**DIRECTIVE:** Do not include the pictures; repeat the rest of the data exactly.

**AVAILABLE DATA:**
- - - -
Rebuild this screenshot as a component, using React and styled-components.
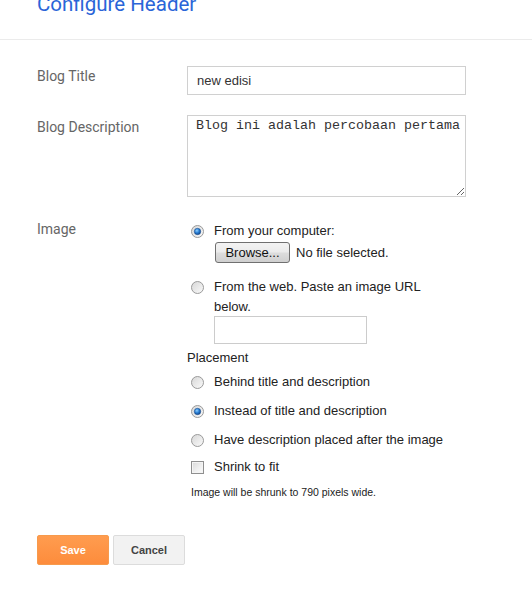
import React from "react";
import styled, { createGlobalStyle } from "styled-components";

const GlobalStyle = createGlobalStyle`
  html, body {
    margin: 0;
    padding: 0;
    background: #ffffff;
  }
  body {
    font-family: "Liberation Sans", Arial, sans-serif;
    overflow: hidden;
  }
`;

const Radio = ({ checked }) => (
  <RadioSvg width="13" height="13" viewBox="0 0 13 13">
    <defs>
      <linearGradient id={checked ? "rgOn" : "rgOff"} x1="0" y1="0" x2="1" y2="1">
        <stop offset="0" stopColor="#d6d6d6" />
        <stop offset="1" stopColor="#fbfbfb" />
      </linearGradient>
      <radialGradient id="dot" cx="0.4" cy="0.35" r="0.7">
        <stop offset="0" stopColor="#8fd0ff" />
        <stop offset="0.5" stopColor="#2a7fd4" />
        <stop offset="1" stopColor="#0b3f86" />
      </radialGradient>
    </defs>
    <circle cx="6.5" cy="6.5" r="6" fill={`url(#${checked ? "rgOn" : "rgOff"})`} stroke="#9a9a9a" strokeWidth="1" />
    {checked && <circle cx="6.5" cy="6.5" r="3.2" fill="url(#dot)" stroke="#1c4f8f" strokeWidth="0.6" />}
  </RadioSvg>
);

export default function App() {
  return (
    <Page>
      <GlobalStyle />
      <Header>
        <Title>Configure Header</Title>
      </Header>

      <Row $top={26}>
        <Label $pad={2}>Blog Title</Label>
        <TextInput defaultValue="new edisi" />
      </Row>

      <Row $top={20}>
        <Label $pad={4}>Blog Description</Label>
        <TextArea defaultValue="Blog ini adalah percobaan pertama" />
      </Row>

      <Row $top={24}>
        <Label $pad={0}>Image</Label>
        <Options>
          <Option>
            <Radio checked />
            <OptionText>From your computer:</OptionText>
          </Option>
          <FileRow>
            <BrowseButton>Browse...</BrowseButton>
            <span>No file selected.</span>
          </FileRow>
          <Option $top={14}>
            <Radio />
            <OptionText $wrap>From the web. Paste an image URL below.</OptionText>
          </Option>
          <UrlInput />
          <Placement>Placement</Placement>
          <Option $top={5}>
            <Radio />
            <OptionText>Behind title and description</OptionText>
          </Option>
          <Option $top={9}>
            <Radio checked />
            <OptionText>Instead of title and description</OptionText>
          </Option>
          <Option $top={9}>
            <Radio />
            <OptionText>Have description placed after the image</OptionText>
          </Option>
          <Option $top={7}>
            <Checkbox />
            <OptionText>Shrink to fit</OptionText>
          </Option>
          <Note>Image will be shrunk to 790 pixels wide.</Note>
        </Options>
      </Row>

      <Actions>
        <SaveButton>Save</SaveButton>
        <CancelButton>Cancel</CancelButton>
      </Actions>
    </Page>
  );
}

const Page = styled.div`
  width: 532px;
  height: 594px;
  background: #ffffff;
`;

const Header = styled.div`
  display: flow-root;
  height: 39px;
  padding: 0 37px;
  border-bottom: 1px solid #ebebeb;
`;

const Title = styled.h2`
  margin: -8px 0 0;
  font-family: Roboto, "Liberation Sans", sans-serif;
  font-weight: 400;
  font-size: 20.5px;
  line-height: 24px;
  color: #2a65d8;
`;

const Row = styled.div`
  display: grid;
  grid-template-columns: 150px 279px;
  padding-left: 37px;
  margin-top: ${(p) => p.$top}px;
`;

const Label = styled.div`
  font-family: Roboto, "Liberation Sans", sans-serif;
  font-size: 14px;
  line-height: 16px;
  color: #666666;
  padding-top: ${(p) => p.$pad}px;
`;

const TextInput = styled.input`
  box-sizing: border-box;
  width: 279px;
  height: 29px;
  margin: 0;
  padding: 0 9px;
  border: 1px solid #d0d0d0;
  border-radius: 0;
  font-family: "Liberation Sans", Arial, sans-serif;
  font-size: 13px;
  color: #333333;
  outline: none;
`;

const TextArea = styled.textarea`
  box-sizing: border-box;
  display: block;
  width: 279px;
  height: 82px;
  margin: 0;
  padding: 2px 2px 2px 8px;
  border: 1px solid #d0d0d0;
  border-radius: 0;
  font-family: "Liberation Mono", "Courier New", monospace;
  font-size: 13.33px;
  line-height: 16px;
  color: #333333;
  resize: both;
  outline: none;
  overflow: hidden;
`;

const Options = styled.div`
  display: flex;
  flex-direction: column;
  font-size: 13px;
  color: #222222;
`;

const Option = styled.div`
  display: flex;
  align-items: flex-start;
  gap: 10px;
  padding-left: 4px;
  line-height: 20px;
  margin-top: ${(p) => p.$top || 0}px;
`;

const RadioSvg = styled.svg`
  flex: none;
  display: block;
  margin-top: 4px;
`;

const Checkbox = styled.span`
  flex: none;
  box-sizing: border-box;
  width: 13px;
  height: 13px;
  margin-top: 4px;
  border: 1px solid #8f8f8f;
  background: linear-gradient(135deg, #d8d8d8 0%, #f0f0f0 60%, #fbfbfb 100%);
  box-shadow: inset 0 0 0 1px #f4f4f4;
`;

const OptionText = styled.span`
  max-width: ${(p) => (p.$wrap ? "225px" : "none")};
  white-space: ${(p) => (p.$wrap ? "normal" : "nowrap")};
`;

const FileRow = styled.div`
  display: flex;
  align-items: center;
  gap: 6px;
  padding-left: 28px;
  margin-top: 1px;
  line-height: 21px;
`;

const BrowseButton = styled.button`
  box-sizing: border-box;
  width: 75px;
  height: 21px;
  padding: 0;
  border: 1px solid #707070;
  border-radius: 3px;
  background: linear-gradient(#f3f3f3 0%, #ebebeb 48%, #dddddd 52%, #cfcfcf 100%);
  font-family: "Liberation Sans", Arial, sans-serif;
  font-size: 13px;
  color: #111111;
`;

const UrlInput = styled.input`
  box-sizing: border-box;
  width: 153px;
  height: 28px;
  margin: -1px 0 0 27px;
  padding: 0 6px;
  border: 1px solid #cccccc;
  border-radius: 0;
  outline: none;
`;

const Placement = styled.div`
  margin-top: 5px;
  line-height: 18px;
`;

const Note = styled.div`
  margin-top: 8px;
  padding-left: 4px;
  font-size: 10.5px;
  line-height: 14px;
  color: #222222;
`;

const Actions = styled.div`
  display: flex;
  gap: 4px;
  padding-left: 37px;
  margin-top: 36px;
`;

const BaseButton = styled.button`
  box-sizing: border-box;
  width: 72px;
  height: 30px;
  padding: 0;
  border-radius: 2px;
  font-family: "Liberation Sans", Arial, sans-serif;
  font-size: 11px;
  font-weight: 700;
`;

const SaveButton = styled(BaseButton)`
  border: 1px solid #f79a4c;
  background: linear-gradient(#ff9c4f, #fd8c3c);
  color: #ffffff;
`;

const CancelButton = styled(BaseButton)`
  border: 1px solid #dcdcdc;
  background: #f2f2f2;
  color: #444444;
`;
- - - -
**THE RESULT:**
Rebuild this screenshot as a component, using React and styled-components.
import React from "react";
import styled, { createGlobalStyle } from "styled-components";

const GlobalStyle = createGlobalStyle`
  html, body {
    margin: 0;
    padding: 0;
    background: #ffffff;
  }
  body {
    font-family: "Liberation Sans", Arial, sans-serif;
    overflow: hidden;
  }
`;

const Radio = ({ checked }) => (
  <RadioSvg width="13" height="13" viewBox="0 0 13 13">
    <defs>
      <linearGradient id={checked ? "rgOn" : "rgOff"} x1="0" y1="0" x2="1" y2="1">
        <stop offset="0" stopColor="#d6d6d6" />
        <stop offset="1" stopColor="#fbfbfb" />
      </linearGradient>
      <radialGradient id="dot" cx="0.4" cy="0.35" r="0.7">
        <stop offset="0" stopColor="#8fd0ff" />
        <stop offset="0.5" stopColor="#2a7fd4" />
        <stop offset="1" stopColor="#0b3f86" />
      </radialGradient>
    </defs>
    <circle cx="6.5" cy="6.5" r="6" fill={`url(#${checked ? "rgOn" : "rgOff"})`} stroke="#9a9a9a" strokeWidth="1" />
    {checked && <circle cx="6.5" cy="6.5" r="3.2" fill="url(#dot)" stroke="#1c4f8f" strokeWidth="0.6" />}
  </RadioSvg>
);

export default function App() {
  return (
    <Page>
      <GlobalStyle />
      <Header>
        <Title>Configure Header</Title>
      </Header>

      <Row $top={26}>
        <Label $pad={2}>Blog Title</Label>
        <TextInput defaultValue="new edisi" />
      </Row>

      <Row $top={20}>
        <Label $pad={4}>Blog Description</Label>
        <TextArea defaultValue="Blog ini adalah percobaan pertama" />
      </Row>

      <Row $top={24}>
        <Label $pad={0}>Image</Label>
        <Options>
          <Option>
            <Radio checked />
            <OptionText>From your computer:</OptionText>
          </Option>
          <FileRow>
            <BrowseButton>Browse...</BrowseButton>
            <span>No file selected.</span>
          </FileRow>
          <Option $top={14}>
            <Radio />
            <OptionText $wrap>From the web. Paste an image URL below.</OptionText>
          </Option>
          <UrlInput />
          <Placement>Placement</Placement>
          <Option $top={5}>
            <Radio />
            <OptionText>Behind title and description</OptionText>
          </Option>
          <Option $top={9}>
            <Radio checked />
            <OptionText>Instead of title and description</OptionText>
          </Option>
          <Option $top={9}>
            <Radio />
            <OptionText>Have description placed after the image</OptionText>
          </Option>
          <Option $top={7}>
            <Checkbox />
            <OptionText>Shrink to fit</OptionText>
          </Option>
          <Note>Image will be shrunk to 790 pixels wide.</Note>
        </Options>
      </Row>

      <Actions>
        <SaveButton>Save</SaveButton>
        <CancelButton>Cancel</CancelButton>
      </Actions>
    </Page>
  );
}

const Page = styled.div`
  width: 532px;
  height: 594px;
  background: #ffffff;
`;

const Header = styled.div`
  display: flow-root;
  height: 39px;
  padding: 0 37px;
  border-bottom: 1px solid #ebebeb;
`;

const Title = styled.h2`
  margin: -8px 0 0;
  font-family: Roboto, "Liberation Sans", sans-serif;
  font-weight: 400;
  font-size: 20.5px;
  line-height: 24px;
  color: #2a65d8;
`;

const Row = styled.div`
  display: grid;
  grid-template-columns: 150px 279px;
  padding-left: 37px;
  margin-top: ${(p) => p.$top}px;
`;

const Label = styled.div`
  font-family: Roboto, "Liberation Sans", sans-serif;
  font-size: 14px;
  line-height: 16px;
  color: #666666;
  padding-top: ${(p) => p.$pad}px;
`;

const TextInput = styled.input`
  box-sizing: border-box;
  width: 279px;
  height: 29px;
  margin: 0;
  padding: 0 9px;
  border: 1px solid #d0d0d0;
  border-radius: 0;
  font-family: "Liberation Sans", Arial, sans-serif;
  font-size: 13px;
  color: #333333;
  outline: none;
`;

const TextArea = styled.textarea`
  box-sizing: border-box;
  display: block;
  width: 279px;
  height: 82px;
  margin: 0;
  padding: 2px 2px 2px 8px;
  border: 1px solid #d0d0d0;
  border-radius: 0;
  font-family: "Liberation Mono", "Courier New", monospace;
  font-size: 13.33px;
  line-height: 16px;
  color: #333333;
  resize: both;
  outline: none;
  overflow: hidden;
`;

const Options = styled.div`
  display: flex;
  flex-direction: column;
  font-size: 13px;
  color: #222222;
`;

const Option = styled.div`
  display: flex;
  align-items: flex-start;
  gap: 10px;
  padding-left: 4px;
  line-height: 20px;
  margin-top: ${(p) => p.$top || 0}px;
`;

const RadioSvg = styled.svg`
  flex: none;
  display: block;
  margin-top: 4px;
`;

const Checkbox = styled.span`
  flex: none;
  box-sizing: border-box;
  width: 13px;
  height: 13px;
  margin-top: 4px;
  border: 1px solid #8f8f8f;
  background: linear-gradient(135deg, #d8d8d8 0%, #f0f0f0 60%, #fbfbfb 100%);
  box-shadow: inset 0 0 0 1px #f4f4f4;
`;

const OptionText = styled.span`
  max-width: ${(p) => (p.$wrap ? "225px" : "none")};
  white-space: ${(p) => (p.$wrap ? "normal" : "nowrap")};
`;

const FileRow = styled.div`
  display: flex;
  align-items: center;
  gap: 6px;
  padding-left: 28px;
  margin-top: 1px;
  line-height: 21px;
`;

const BrowseButton = styled.button`
  box-sizing: border-box;
  width: 75px;
  height: 21px;
  padding: 0;
  border: 1px solid #707070;
  border-radius: 3px;
  background: linear-gradient(#f3f3f3 0%, #ebebeb 48%, #dddddd 52%, #cfcfcf 100%);
  font-family: "Liberation Sans", Arial, sans-serif;
  font-size: 13px;
  color: #111111;
`;

const UrlInput = styled.input`
  box-sizing: border-box;
  width: 153px;
  height: 28px;
  margin: -1px 0 0 27px;
  padding: 0 6px;
  border: 1px solid #cccccc;
  border-radius: 0;
  outline: none;
`;

const Placement = styled.div`
  margin-top: 5px;
  line-height: 18px;
`;

const Note = styled.div`
  margin-top: 8px;
  padding-left: 4px;
  font-size: 10.5px;
  line-height: 14px;
  color: #222222;
`;

const Actions = styled.div`
  display: flex;
  gap: 4px;
  padding-left: 37px;
  margin-top: 36px;
`;

const BaseButton = styled.button`
  box-sizing: border-box;
  width: 72px;
  height: 30px;
  padding: 0;
  border-radius: 2px;
  font-family: "Liberation Sans", Arial, sans-serif;
  font-size: 11px;
  font-weight: 700;
`;

const SaveButton = styled(BaseButton)`
  border: 1px solid #f79a4c;
  background: linear-gradient(#ff9c4f, #fd8c3c);
  color: #ffffff;
`;

const CancelButton = styled(BaseButton)`
  border: 1px solid #dcdcdc;
  background: #f2f2f2;
  color: #444444;
`;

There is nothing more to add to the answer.